3. Liquid Cooling Systems
Air conditioning isn't enough anymore. These new AI chips run so hot they would melt standard servers. We are moving toward liquid-to-chip cooling, an engineering feat that requires specialized plumbing and chemicals.

Is This a Bubble? (The 2000 vs. 2026 Debate) ⚠️
I get asked this a lot: "George, is this just the Dot Com bubble all over again?"
It’s a fair question. But there’s a fundamental difference. In 2000, companies were spending money they didn't have on "eyeballs" and "clicks" that didn't pay the bills. In 2026, the companies spending this $650 billion are the most profitable entities in human history.

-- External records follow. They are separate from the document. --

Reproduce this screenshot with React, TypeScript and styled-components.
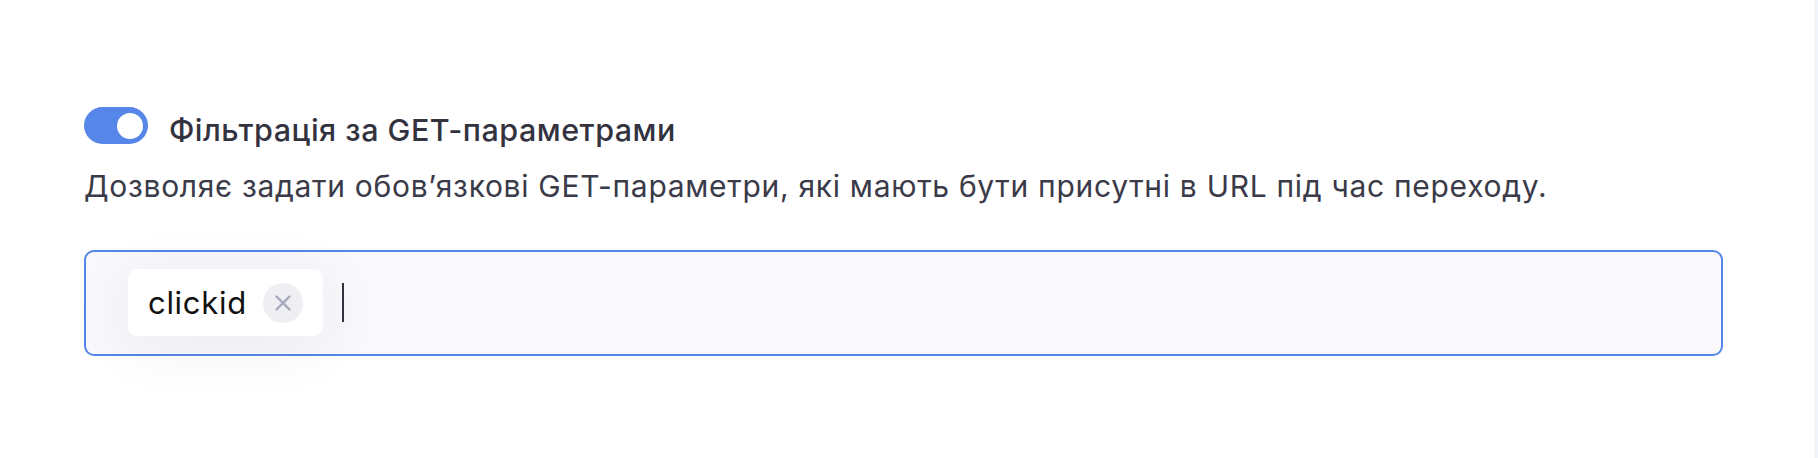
import React from "react";
import styled, { createGlobalStyle } from "styled-components";

const GlobalStyle = createGlobalStyle`
  * {
    box-sizing: border-box;
  }
  body {
    margin: 0;
    background: #f4f5fa;
    font-family: Inter, "Open Sans", "Noto Sans", sans-serif;
  }
`;

const Page = styled.div`
  display: flex;
  height: 458px;
`;

const Card = styled.section`
  width: 1814px;
  height: 458px;
  background: #ffffff;
  padding: 107px 91px 0 84px;
`;

const HeaderRow = styled.div`
  display: flex;
  align-items: flex-start;
  gap: 21px;
`;

const Toggle = styled.button<{ $on: boolean }>`
  width: 64px;
  height: 37px;
  border: none;
  border-radius: 19px;
  padding: 0 5px;
  display: flex;
  align-items: center;
  justify-content: ${({ $on }) => ($on ? "flex-end" : "flex-start")};
  background: ${({ $on }) => ($on ? "#5586e8" : "#d7d9e2")};
  cursor: pointer;

  span {
    width: 26px;
    height: 26px;
    border-radius: 50%;
    background: #ffffff;
  }
`;

const Title = styled.h3`
  margin: 8px 0 0;
  font-size: 30.5px;
  line-height: 1;
  font-weight: 500;
  color: #33333f;
  letter-spacing: 0.5px;
`;

const Description = styled.p`
  margin: 25px 0 0;
  font-size: 30px;
  line-height: 1;
  font-weight: 400;
  color: #3a3a48;
  letter-spacing: 0.7px;
`;

const TagInput = styled.div`
  margin-top: 49px;
  width: 1639px;
  height: 106px;
  border: 2px solid #5586e8;
  border-radius: 10px;
  background: #f9f9fc;
  padding-left: 42px;
  display: flex;
  align-items: center;
`;

const Chip = styled.div`
  height: 67px;
  display: flex;
  align-items: center;
  gap: 16px;
  padding: 0 20px;
  background: #ffffff;
  border-radius: 9px;
  box-shadow: 0 10px 60px rgba(40, 40, 80, 0.07);
  font-size: 31px;
  letter-spacing: 0.7px;
  color: #111111;
`;

const RemoveButton = styled.button`
  width: 40px;
  height: 40px;
  border: none;
  border-radius: 50%;
  background: #efeff3;
  padding: 0;
  display: flex;
  align-items: center;
  justify-content: center;
  cursor: pointer;
`;

const Caret = styled.span`
  width: 2px;
  height: 39px;
  margin-left: 19px;
  background: #33333f;
`;

export default function App() {
  return (
    <>
      <GlobalStyle />
      <Page>
        <Card>
          <HeaderRow>
            <Toggle $on>
              <span />
            </Toggle>
            <Title>Фільтрація за GET-параметрами</Title>
          </HeaderRow>
          <Description>
            Дозволяє задати обов’язкові GET-параметри, які мають бути присутні в URL під час переходу.
          </Description>
          <TagInput>
            <Chip>
              clickid
              <RemoveButton aria-label="remove">
                <svg width="18" height="18" viewBox="0 0 18 18">
                  <path d="M2.5 2.5L15.5 15.5M15.5 2.5L2.5 15.5" stroke="#a6a9ba" strokeWidth="2.4" strokeLinecap="round" />
                </svg>
              </RemoveButton>
            </Chip>
            <Caret />
          </TagInput>
        </Card>
      </Page>
    </>
  );
}
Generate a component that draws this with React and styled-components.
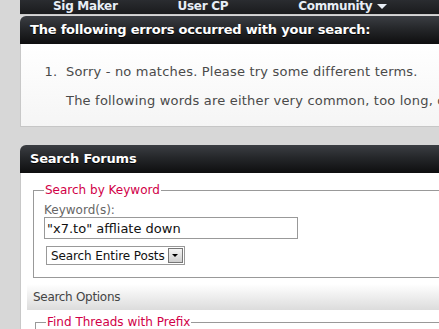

Amazon, Google, and Microsoft are using their massive cash flows to build tangible assets. These are data centers that will last 20–30 years. Even if the AI "hype" cools down, the demand for cloud computing and data storage is a one-way street.
We’ve seen similar cycles before, like when Cloudflare $NET ( ▲ 3.45% ) surged or when MongoDB $MDB ( ▲ 6.42% ) benefited from the AI boom. The infrastructure is the foundation that allows these software companies to exist.
How to Play the $650 Billion Check
If you’re looking at long term investing, you have to follow the money. And right now, the money is screaming "infrastructure."
While the "Magnificent Seven" get the headlines, I’m keeping a close eye on the secondary layers:
The Grid Makers: Companies upgrading the aging U.S. electrical grid.
The Land Owners: REITS that specialize in data center real estate.
The Specialist Software: Companies like AppFolio $APPF ( ▲ 0.87% ) that provide the niche SaaS needed to manage these complex environments.
The $650 billion check isn't a one-time payment. It’s the starting gun for a decade-long buildout. We are essentially rebuilding the world’s computer from the ground up, and this time, it’s made of steel and silicon.

Final Thoughts
The sheer scale of this investment tells us one thing: Big Tech has moved past the "testing" phase. They are betting their entire balance sheets that AI will be the primary way humans interact with technology for the next fifty years.
It’s easy to get lost in the noise of daily market swings: like the autumn tests we’ve seen in the past: but the macro picture remains incredibly clear. The physical backbone is being built, and the companies providing the copper, the power, and the cooling are sitting in the catbird seat.
I’m staying focused on the builders. The people digging the trenches and pouring the concrete for the AI era are often the ones who offer the most stability in a volatile market.